During the oxidation process, the CV curves show consistent anodic peak positions across all cycles, indicating the material’s stable anodic characteristics. While the chemical process for Fe⁴⁺ remains unknown, the chemical behavior of Fe³⁺ can be described as reported previously.

The initial discharge process triggers an irreversible structural transformation, wherein the crystalline framework undergoes complete breakdown. This reaction yields metallic nanoparticles uniformly dispersed within an amorphous SrO and Li₂O composite matrix, as confirmed by ex situ XRD analysis [2,18].

Sr₂M₂O_6-δ + 6Li⁺ + 6e⁻→2SrO + 2M⁰ + 3Li₂O

where M represents Fe, Co, or Mn in the compound’s formula.

Upon subsequent charging, these metal particles are oxidized back to their oxides, accompanied by the decomposition of Li₂O: [2,18]

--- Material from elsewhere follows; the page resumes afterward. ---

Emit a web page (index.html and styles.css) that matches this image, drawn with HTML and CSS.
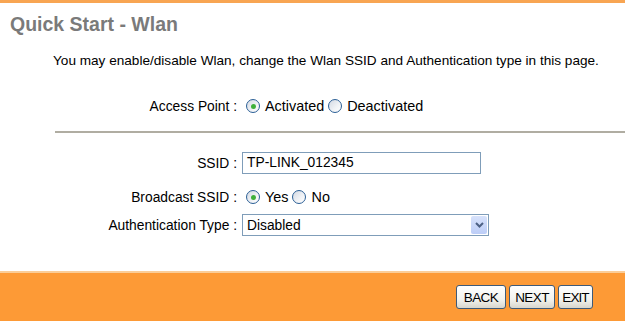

M⁰ + Li₂O↔M²⁺O + 2Li⁺ + 2e⁻

The observed reversible capacity originates from a displacement mechanism involving three distinct phases: (i) the metal oxide framework, (ii) metallic nanoparticles, and (iii) lithium oxide (Li₂O). During cycling, this three-phase system undergoes reversible transformations through concurrent Li₂O formation/decomposition and metal nanoparticle redox processes, as confirmed by in situ XRD analysis.

From the second to the fifth cathodic cycle, the overlapping CV curves indicate the structural stability and reversibility of CaSrFe_0.75Co_0.75Mn_0.5O_6-δ. The specific behavior of M⁴⁺ in this reaction has not been discussed in prior research and remains an area for future investigation.

4. Conclusions

This research suggests that oxygen-deficient perovskites could be potential candidates for use as anodes in lithium-ion batteries. The CaSrFe_0.75Co_0.75Mn_0.5O_6-δ electrode demonstrates a discharge capacity of 393 mAh g⁻¹, surpassing that of the graphite anode. It also exhibits consistent charge–discharge capacities for up to 100 cycles. Rate capability tests of the CaSrFe_0.75Co_0.75Mn_0.5O_6-δ electrode indicate good performance by virtue of cycle, capacity, and reversibility, promising the potential of perovskite oxides for application as anodes in lithium-ion batteries.